What is expected -> Reproduce all the material exactly, minus any pictures it holds.

Source material ->
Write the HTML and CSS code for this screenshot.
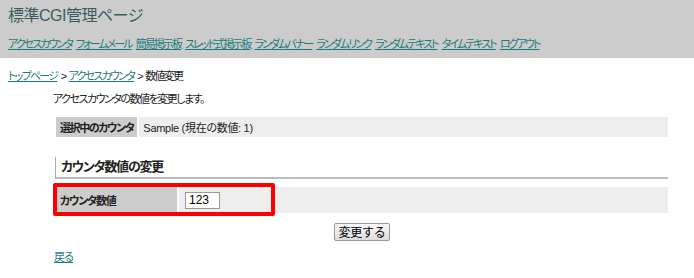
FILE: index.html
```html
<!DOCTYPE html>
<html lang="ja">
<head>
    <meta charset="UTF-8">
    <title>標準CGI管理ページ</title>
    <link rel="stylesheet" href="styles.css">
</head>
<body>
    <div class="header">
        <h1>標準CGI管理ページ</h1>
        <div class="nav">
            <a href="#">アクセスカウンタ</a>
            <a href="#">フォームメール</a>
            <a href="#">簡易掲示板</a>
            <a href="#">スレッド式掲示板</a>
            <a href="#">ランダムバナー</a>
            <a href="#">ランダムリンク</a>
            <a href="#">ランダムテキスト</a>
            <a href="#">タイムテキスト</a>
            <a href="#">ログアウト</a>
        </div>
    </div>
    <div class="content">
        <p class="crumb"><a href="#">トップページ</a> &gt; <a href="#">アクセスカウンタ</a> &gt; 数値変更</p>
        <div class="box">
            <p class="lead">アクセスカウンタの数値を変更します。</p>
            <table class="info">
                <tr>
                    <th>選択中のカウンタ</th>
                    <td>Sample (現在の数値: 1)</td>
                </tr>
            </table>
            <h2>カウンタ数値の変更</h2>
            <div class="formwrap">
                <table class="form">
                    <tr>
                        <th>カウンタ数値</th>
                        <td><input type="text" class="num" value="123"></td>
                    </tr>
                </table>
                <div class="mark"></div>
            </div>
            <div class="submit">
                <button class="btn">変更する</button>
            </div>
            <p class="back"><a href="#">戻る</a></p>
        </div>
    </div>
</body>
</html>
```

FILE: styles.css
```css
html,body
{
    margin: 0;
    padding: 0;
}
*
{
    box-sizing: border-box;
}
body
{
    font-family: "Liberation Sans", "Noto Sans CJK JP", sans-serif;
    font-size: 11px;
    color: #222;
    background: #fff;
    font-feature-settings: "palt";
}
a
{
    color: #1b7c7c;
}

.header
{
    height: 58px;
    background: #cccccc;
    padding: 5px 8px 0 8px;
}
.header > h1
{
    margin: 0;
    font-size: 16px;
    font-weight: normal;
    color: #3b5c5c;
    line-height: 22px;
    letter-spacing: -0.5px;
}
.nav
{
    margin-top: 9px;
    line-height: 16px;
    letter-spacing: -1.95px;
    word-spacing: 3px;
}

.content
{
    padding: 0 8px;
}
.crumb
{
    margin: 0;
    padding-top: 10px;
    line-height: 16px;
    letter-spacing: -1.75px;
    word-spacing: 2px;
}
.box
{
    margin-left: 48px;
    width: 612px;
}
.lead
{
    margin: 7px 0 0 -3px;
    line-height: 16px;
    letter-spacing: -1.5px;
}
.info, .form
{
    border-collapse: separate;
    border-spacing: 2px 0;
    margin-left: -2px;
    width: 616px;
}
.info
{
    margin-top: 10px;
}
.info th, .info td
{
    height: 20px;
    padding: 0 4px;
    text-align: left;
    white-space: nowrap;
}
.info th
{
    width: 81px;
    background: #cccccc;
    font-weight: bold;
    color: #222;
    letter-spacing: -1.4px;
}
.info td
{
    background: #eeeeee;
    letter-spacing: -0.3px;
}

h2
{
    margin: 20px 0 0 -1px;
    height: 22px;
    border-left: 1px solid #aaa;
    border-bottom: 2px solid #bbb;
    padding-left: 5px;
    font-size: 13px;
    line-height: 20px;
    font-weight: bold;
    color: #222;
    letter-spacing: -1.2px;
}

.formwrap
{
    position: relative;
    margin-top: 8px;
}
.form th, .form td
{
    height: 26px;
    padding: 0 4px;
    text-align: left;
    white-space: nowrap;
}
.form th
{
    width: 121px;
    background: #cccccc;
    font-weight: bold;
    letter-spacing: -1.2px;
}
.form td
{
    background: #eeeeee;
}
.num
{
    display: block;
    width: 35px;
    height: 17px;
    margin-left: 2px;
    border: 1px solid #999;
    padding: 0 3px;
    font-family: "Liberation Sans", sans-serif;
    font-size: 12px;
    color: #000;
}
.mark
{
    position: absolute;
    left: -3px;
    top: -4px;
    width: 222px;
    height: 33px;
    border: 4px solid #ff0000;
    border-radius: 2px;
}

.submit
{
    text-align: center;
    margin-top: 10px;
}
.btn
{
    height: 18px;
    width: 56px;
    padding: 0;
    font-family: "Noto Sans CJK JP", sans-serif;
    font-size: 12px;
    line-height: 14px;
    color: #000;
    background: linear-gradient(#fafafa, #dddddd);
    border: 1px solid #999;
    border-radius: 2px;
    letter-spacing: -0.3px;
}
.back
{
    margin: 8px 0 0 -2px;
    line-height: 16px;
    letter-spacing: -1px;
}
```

Exercise result ->
Write the HTML and CSS code for this screenshot.
FILE: index.html
```html
<!DOCTYPE html>
<html lang="ja">
<head>
    <meta charset="UTF-8">
    <title>標準CGI管理ページ</title>
    <link rel="stylesheet" href="styles.css">
</head>
<body>
    <div class="header">
        <h1>標準CGI管理ページ</h1>
        <div class="nav">
            <a href="#">アクセスカウンタ</a>
            <a href="#">フォームメール</a>
            <a href="#">簡易掲示板</a>
            <a href="#">スレッド式掲示板</a>
            <a href="#">ランダムバナー</a>
            <a href="#">ランダムリンク</a>
            <a href="#">ランダムテキスト</a>
            <a href="#">タイムテキスト</a>
            <a href="#">ログアウト</a>
        </div>
    </div>
    <div class="content">
        <p class="crumb"><a href="#">トップページ</a> &gt; <a href="#">アクセスカウンタ</a> &gt; 数値変更</p>
        <div class="box">
            <p class="lead">アクセスカウンタの数値を変更します。</p>
            <table class="info">
                <tr>
                    <th>選択中のカウンタ</th>
                    <td>Sample (現在の数値: 1)</td>
                </tr>
            </table>
            <h2>カウンタ数値の変更</h2>
            <div class="formwrap">
                <table class="form">
                    <tr>
                        <th>カウンタ数値</th>
                        <td><input type="text" class="num" value="123"></td>
                    </tr>
                </table>
                <div class="mark"></div>
            </div>
            <div class="submit">
                <button class="btn">変更する</button>
            </div>
            <p class="back"><a href="#">戻る</a></p>
        </div>
    </div>
</body>
</html>
```

FILE: styles.css
```css
html,body
{
    margin: 0;
    padding: 0;
}
*
{
    box-sizing: border-box;
}
body
{
    font-family: "Liberation Sans", "Noto Sans CJK JP", sans-serif;
    font-size: 11px;
    color: #222;
    background: #fff;
    font-feature-settings: "palt";
}
a
{
    color: #1b7c7c;
}

.header
{
    height: 58px;
    background: #cccccc;
    padding: 5px 8px 0 8px;
}
.header > h1
{
    margin: 0;
    font-size: 16px;
    font-weight: normal;
    color: #3b5c5c;
    line-height: 22px;
    letter-spacing: -0.5px;
}
.nav
{
    margin-top: 9px;
    line-height: 16px;
    letter-spacing: -1.95px;
    word-spacing: 3px;
}

.content
{
    padding: 0 8px;
}
.crumb
{
    margin: 0;
    padding-top: 10px;
    line-height: 16px;
    letter-spacing: -1.75px;
    word-spacing: 2px;
}
.box
{
    margin-left: 48px;
    width: 612px;
}
.lead
{
    margin: 7px 0 0 -3px;
    line-height: 16px;
    letter-spacing: -1.5px;
}
.info, .form
{
    border-collapse: separate;
    border-spacing: 2px 0;
    margin-left: -2px;
    width: 616px;
}
.info
{
    margin-top: 10px;
}
.info th, .info td
{
    height: 20px;
    padding: 0 4px;
    text-align: left;
    white-space: nowrap;
}
.info th
{
    width: 81px;
    background: #cccccc;
    font-weight: bold;
    color: #222;
    letter-spacing: -1.4px;
}
.info td
{
    background: #eeeeee;
    letter-spacing: -0.3px;
}

h2
{
    margin: 20px 0 0 -1px;
    height: 22px;
    border-left: 1px solid #aaa;
    border-bottom: 2px solid #bbb;
    padding-left: 5px;
    font-size: 13px;
    line-height: 20px;
    font-weight: bold;
    color: #222;
    letter-spacing: -1.2px;
}

.formwrap
{
    position: relative;
    margin-top: 8px;
}
.form th, .form td
{
    height: 26px;
    padding: 0 4px;
    text-align: left;
    white-space: nowrap;
}
.form th
{
    width: 121px;
    background: #cccccc;
    font-weight: bold;
    letter-spacing: -1.2px;
}
.form td
{
    background: #eeeeee;
}
.num
{
    display: block;
    width: 35px;
    height: 17px;
    margin-left: 2px;
    border: 1px solid #999;
    padding: 0 3px;
    font-family: "Liberation Sans", sans-serif;
    font-size: 12px;
    color: #000;
}
.mark
{
    position: absolute;
    left: -3px;
    top: -4px;
    width: 222px;
    height: 33px;
    border: 4px solid #ff0000;
    border-radius: 2px;
}

.submit
{
    text-align: center;
    margin-top: 10px;
}
.btn
{
    height: 18px;
    width: 56px;
    padding: 0;
    font-family: "Noto Sans CJK JP", sans-serif;
    font-size: 12px;
    line-height: 14px;
    color: #000;
    background: linear-gradient(#fafafa, #dddddd);
    border: 1px solid #999;
    border-radius: 2px;
    letter-spacing: -0.3px;
}
.back
{
    margin: 8px 0 0 -2px;
    line-height: 16px;
    letter-spacing: -1px;
}
```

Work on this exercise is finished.